Public Release: 

Study cautions use of cardiac CTA in children

American College of Radiology

Cardiac-gated CTA radiation doses can vary and be as high as 28.4 mSv (10 times the annual natural background radiation) in children, according to a recent study conducted by researchers from Duke University Medical Center in Durham, NC and Stanford University Medical Center in Palo Alto, CA.

"This investigation evaluated the potential radiation dose of coronary CT angiography in pediatric patients," said Caroline Hollingsworth, MD of Duke University Medical Center, lead author of the study. "Since often adult technologies and techniques are simply applied to children, we were interested in assessing what the dose could be," she said.

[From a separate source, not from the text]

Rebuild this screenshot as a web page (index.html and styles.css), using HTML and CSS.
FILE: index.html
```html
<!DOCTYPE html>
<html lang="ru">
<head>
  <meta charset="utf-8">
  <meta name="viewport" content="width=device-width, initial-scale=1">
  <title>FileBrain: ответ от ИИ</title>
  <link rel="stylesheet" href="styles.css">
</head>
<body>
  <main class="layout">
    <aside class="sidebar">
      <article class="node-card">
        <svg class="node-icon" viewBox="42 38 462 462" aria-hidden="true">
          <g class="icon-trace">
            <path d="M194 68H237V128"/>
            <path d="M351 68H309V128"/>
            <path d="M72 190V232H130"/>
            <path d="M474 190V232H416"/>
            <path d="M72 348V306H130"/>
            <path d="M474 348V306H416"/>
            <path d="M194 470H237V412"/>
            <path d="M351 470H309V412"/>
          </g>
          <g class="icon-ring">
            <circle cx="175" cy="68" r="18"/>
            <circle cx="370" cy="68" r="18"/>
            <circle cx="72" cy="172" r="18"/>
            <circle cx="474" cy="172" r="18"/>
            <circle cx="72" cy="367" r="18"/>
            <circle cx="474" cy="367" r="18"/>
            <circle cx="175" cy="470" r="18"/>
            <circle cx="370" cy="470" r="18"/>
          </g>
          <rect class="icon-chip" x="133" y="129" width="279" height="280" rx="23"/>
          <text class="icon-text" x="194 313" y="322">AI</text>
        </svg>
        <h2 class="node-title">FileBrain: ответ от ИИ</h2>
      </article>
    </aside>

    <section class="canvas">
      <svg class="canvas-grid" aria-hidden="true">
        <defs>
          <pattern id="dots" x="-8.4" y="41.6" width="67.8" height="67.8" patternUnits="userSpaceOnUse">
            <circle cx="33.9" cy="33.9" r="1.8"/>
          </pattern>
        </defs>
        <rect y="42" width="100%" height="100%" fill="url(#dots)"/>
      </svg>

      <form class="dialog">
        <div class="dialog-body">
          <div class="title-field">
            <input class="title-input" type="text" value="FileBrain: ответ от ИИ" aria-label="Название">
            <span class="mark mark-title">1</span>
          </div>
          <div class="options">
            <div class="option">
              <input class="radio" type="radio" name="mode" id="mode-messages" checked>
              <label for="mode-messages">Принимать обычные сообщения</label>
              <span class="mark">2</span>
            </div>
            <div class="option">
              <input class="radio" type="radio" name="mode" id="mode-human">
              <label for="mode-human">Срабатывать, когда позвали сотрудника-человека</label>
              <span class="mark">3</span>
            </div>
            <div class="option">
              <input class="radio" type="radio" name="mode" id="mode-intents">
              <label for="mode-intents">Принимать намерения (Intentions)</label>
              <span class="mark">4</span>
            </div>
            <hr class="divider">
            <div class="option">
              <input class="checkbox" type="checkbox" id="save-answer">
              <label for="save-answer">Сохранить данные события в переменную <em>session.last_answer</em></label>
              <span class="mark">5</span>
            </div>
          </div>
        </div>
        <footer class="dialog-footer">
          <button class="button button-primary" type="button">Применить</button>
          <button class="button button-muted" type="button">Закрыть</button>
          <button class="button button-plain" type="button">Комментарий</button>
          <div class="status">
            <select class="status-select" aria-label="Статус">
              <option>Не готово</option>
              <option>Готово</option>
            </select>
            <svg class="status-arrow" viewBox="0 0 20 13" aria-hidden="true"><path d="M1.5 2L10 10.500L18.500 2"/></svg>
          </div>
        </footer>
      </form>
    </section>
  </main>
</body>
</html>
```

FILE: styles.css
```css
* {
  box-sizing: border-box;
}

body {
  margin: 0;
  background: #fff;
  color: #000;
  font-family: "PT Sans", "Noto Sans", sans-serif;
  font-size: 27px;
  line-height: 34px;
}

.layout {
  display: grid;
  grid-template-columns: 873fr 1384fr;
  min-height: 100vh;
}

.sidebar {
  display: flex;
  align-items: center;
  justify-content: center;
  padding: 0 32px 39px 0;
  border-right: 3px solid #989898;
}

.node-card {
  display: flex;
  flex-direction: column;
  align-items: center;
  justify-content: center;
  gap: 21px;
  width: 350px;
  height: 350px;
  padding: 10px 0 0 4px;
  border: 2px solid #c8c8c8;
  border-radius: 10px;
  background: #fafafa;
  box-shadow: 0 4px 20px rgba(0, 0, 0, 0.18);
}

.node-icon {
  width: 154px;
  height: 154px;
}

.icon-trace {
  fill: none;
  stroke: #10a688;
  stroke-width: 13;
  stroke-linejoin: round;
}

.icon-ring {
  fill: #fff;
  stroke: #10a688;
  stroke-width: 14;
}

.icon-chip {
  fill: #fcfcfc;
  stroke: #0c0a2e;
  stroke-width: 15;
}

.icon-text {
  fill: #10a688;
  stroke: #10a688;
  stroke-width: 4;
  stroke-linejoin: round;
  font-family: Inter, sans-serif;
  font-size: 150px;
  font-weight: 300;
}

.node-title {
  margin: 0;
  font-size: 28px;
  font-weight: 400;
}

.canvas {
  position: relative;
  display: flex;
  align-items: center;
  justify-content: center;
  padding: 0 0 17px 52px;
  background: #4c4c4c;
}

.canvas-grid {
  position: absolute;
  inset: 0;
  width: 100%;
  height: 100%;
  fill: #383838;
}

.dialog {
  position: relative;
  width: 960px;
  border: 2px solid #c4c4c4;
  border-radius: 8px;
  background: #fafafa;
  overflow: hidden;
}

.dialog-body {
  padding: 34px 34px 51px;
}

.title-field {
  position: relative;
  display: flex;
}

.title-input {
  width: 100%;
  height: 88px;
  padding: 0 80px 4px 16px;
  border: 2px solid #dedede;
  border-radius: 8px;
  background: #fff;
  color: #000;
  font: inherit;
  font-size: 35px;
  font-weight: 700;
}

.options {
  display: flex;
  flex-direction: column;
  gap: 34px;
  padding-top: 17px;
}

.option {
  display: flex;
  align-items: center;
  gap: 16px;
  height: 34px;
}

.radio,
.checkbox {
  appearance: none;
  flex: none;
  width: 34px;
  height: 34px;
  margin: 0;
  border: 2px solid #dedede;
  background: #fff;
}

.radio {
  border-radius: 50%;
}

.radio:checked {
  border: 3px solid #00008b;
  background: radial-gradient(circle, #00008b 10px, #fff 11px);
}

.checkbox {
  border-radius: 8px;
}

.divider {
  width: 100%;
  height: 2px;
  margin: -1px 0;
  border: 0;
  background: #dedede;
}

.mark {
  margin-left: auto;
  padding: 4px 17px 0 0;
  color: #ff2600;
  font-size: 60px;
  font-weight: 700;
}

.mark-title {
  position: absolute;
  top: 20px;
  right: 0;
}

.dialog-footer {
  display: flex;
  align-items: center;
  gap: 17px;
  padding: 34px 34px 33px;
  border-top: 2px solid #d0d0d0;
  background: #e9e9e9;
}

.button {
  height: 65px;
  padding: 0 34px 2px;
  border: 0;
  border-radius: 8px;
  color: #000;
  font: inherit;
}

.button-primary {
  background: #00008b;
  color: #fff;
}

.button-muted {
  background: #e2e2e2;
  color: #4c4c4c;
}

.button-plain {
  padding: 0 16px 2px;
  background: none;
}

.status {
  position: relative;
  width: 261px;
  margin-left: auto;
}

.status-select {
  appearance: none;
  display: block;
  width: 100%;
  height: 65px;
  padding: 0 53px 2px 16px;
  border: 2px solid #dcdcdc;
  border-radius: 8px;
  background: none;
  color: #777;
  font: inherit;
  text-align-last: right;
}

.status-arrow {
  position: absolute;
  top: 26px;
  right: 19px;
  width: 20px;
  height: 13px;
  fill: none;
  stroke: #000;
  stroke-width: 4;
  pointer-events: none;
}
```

"Technical advances in multidetector CT angiography have lead to increased utilization of this technology for evaluation of the coronary arteries in adults. However, this technology lacks systematic assessment in children," said Dr. Hollingsworth. "Due to concerns for potentially large radiation doses from this type of CT evaluation, we were interested in assessing standard gated coronary CTA techniques in a pediatric phantom. Dosimetry information is important since optimal techniques for this type of coronary assessment are still under evolution as this technology becomes increasingly utilized," she said.

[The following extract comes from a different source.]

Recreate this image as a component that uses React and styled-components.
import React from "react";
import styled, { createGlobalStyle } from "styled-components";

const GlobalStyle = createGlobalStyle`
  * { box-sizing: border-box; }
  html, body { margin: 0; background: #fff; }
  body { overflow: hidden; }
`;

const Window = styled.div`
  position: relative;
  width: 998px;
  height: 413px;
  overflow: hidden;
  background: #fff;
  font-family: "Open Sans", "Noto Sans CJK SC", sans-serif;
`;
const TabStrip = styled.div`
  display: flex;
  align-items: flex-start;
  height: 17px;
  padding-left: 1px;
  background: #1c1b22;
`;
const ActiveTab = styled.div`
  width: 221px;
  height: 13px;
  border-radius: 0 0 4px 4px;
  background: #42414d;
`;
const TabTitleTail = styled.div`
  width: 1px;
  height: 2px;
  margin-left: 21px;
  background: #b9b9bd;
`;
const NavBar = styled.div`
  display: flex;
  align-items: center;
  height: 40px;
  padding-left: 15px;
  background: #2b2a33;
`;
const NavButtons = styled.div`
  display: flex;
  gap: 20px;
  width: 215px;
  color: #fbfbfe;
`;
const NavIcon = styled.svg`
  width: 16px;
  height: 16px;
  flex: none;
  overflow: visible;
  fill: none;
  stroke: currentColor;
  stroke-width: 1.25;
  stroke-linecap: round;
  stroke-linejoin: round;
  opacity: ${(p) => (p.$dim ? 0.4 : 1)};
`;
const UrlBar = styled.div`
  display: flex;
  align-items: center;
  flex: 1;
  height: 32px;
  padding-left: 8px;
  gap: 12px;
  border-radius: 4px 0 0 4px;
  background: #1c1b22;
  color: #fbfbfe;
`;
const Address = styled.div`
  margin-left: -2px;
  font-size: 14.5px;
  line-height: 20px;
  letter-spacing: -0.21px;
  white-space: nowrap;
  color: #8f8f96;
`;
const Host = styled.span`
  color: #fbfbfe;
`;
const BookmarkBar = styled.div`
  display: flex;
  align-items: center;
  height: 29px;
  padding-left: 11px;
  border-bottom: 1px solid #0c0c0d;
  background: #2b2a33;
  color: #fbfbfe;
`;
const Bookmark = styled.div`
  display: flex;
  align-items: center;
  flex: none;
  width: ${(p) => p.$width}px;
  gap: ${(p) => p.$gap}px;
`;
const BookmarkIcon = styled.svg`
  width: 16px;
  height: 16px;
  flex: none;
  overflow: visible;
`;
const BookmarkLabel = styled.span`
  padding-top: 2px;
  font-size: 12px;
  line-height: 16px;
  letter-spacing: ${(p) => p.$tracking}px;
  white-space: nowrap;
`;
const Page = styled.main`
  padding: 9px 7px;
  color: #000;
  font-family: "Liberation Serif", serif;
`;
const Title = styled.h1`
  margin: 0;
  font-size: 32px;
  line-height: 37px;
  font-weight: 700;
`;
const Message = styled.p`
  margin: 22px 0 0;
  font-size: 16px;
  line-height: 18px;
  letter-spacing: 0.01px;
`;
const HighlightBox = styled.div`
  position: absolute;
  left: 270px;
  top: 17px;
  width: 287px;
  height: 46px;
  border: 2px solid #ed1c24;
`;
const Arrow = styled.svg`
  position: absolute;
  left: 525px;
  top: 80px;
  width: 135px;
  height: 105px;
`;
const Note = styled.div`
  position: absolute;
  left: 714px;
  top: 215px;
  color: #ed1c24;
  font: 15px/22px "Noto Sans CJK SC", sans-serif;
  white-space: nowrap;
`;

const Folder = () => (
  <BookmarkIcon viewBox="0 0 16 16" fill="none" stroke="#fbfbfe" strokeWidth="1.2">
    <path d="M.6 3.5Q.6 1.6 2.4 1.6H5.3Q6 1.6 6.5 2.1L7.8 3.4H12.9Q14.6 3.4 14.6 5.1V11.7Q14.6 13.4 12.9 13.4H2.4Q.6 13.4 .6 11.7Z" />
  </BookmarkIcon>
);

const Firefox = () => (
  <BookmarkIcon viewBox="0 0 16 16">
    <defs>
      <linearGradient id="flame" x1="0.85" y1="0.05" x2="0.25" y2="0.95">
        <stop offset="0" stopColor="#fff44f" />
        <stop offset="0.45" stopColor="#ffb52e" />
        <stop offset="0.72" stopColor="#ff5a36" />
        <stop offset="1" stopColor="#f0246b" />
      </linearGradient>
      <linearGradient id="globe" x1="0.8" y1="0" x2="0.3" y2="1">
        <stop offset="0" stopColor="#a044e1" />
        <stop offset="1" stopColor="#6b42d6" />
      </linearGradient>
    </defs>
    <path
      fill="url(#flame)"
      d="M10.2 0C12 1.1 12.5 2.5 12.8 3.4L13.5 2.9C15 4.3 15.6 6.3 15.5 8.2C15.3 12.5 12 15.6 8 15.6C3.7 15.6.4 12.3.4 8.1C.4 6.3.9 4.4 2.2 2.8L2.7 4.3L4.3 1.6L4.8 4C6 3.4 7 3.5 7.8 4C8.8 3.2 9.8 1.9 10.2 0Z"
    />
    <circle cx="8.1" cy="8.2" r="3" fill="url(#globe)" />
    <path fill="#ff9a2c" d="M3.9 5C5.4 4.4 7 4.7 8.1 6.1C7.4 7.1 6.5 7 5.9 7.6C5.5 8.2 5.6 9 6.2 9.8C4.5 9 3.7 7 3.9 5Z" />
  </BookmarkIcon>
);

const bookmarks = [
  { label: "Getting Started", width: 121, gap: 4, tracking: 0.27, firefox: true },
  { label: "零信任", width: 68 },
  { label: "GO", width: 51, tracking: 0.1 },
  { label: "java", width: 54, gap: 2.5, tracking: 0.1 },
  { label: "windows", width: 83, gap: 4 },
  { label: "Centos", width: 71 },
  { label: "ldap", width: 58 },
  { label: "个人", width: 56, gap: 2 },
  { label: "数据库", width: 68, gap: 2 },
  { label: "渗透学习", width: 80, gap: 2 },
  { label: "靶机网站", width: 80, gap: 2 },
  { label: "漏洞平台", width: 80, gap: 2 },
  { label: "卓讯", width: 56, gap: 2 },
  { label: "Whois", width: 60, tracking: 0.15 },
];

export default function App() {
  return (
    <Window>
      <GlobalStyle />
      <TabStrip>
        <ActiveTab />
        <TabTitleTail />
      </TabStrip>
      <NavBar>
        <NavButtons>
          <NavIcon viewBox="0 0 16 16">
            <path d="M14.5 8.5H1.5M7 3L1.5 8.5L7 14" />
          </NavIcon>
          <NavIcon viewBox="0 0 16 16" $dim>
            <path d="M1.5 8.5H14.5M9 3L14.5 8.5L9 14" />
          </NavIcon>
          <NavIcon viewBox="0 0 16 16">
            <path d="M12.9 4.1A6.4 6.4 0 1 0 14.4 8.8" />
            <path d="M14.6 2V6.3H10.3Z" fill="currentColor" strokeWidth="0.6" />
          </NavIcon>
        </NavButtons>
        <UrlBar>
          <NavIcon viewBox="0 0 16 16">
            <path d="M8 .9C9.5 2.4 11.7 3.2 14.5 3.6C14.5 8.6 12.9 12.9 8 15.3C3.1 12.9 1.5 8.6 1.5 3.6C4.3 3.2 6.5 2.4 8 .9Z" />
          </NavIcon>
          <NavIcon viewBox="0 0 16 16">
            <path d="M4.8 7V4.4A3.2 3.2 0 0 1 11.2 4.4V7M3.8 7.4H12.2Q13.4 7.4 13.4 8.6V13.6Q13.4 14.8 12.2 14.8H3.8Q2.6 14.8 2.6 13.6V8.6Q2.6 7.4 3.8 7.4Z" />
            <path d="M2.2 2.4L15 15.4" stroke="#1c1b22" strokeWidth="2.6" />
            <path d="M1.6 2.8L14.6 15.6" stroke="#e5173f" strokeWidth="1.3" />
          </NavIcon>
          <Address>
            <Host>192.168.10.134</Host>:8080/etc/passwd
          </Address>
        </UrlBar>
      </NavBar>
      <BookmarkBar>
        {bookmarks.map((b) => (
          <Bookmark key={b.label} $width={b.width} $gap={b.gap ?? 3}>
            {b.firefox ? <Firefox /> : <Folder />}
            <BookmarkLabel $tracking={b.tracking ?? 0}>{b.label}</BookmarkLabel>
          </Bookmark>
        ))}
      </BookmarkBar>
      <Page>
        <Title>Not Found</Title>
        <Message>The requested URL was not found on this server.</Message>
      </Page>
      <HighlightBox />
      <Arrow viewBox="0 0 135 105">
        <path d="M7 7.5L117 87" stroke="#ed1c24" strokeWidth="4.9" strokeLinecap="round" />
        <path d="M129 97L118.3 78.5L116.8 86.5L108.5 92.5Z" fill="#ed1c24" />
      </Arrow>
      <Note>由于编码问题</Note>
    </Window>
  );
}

For the study, an ECG-gated cardiac CTA simulating scanning of the heart was performed on a phantom of a 5-year-old child on a 16-MDCT scanner. The highest doses were of the breast (3.5-12.6 cGy), lung (3.3-12.1 cGy) and bone marrow (1.7-7.6 cGy). To put these numbers into perspective, 12 cGy is equivalent to about 50 two-view screening mammograms.

"The results of this investigation support that coronary CTA doses vary substantially with different parameters and can provide very high radiation doses to children when adult-type parameters are utilized," said Dr. Hollingsworth. "Optimal techniques in children have yet to be developed and the results of this study show that gated CTA should be used cautiously in the pediatric population while further evaluation of newer techniques (modulation), applications and outcomes are evaluated," she said.

The full results of this study appeared in the July issue of the American Journal of Roentgenology, published by the American Roentgen Ray Society.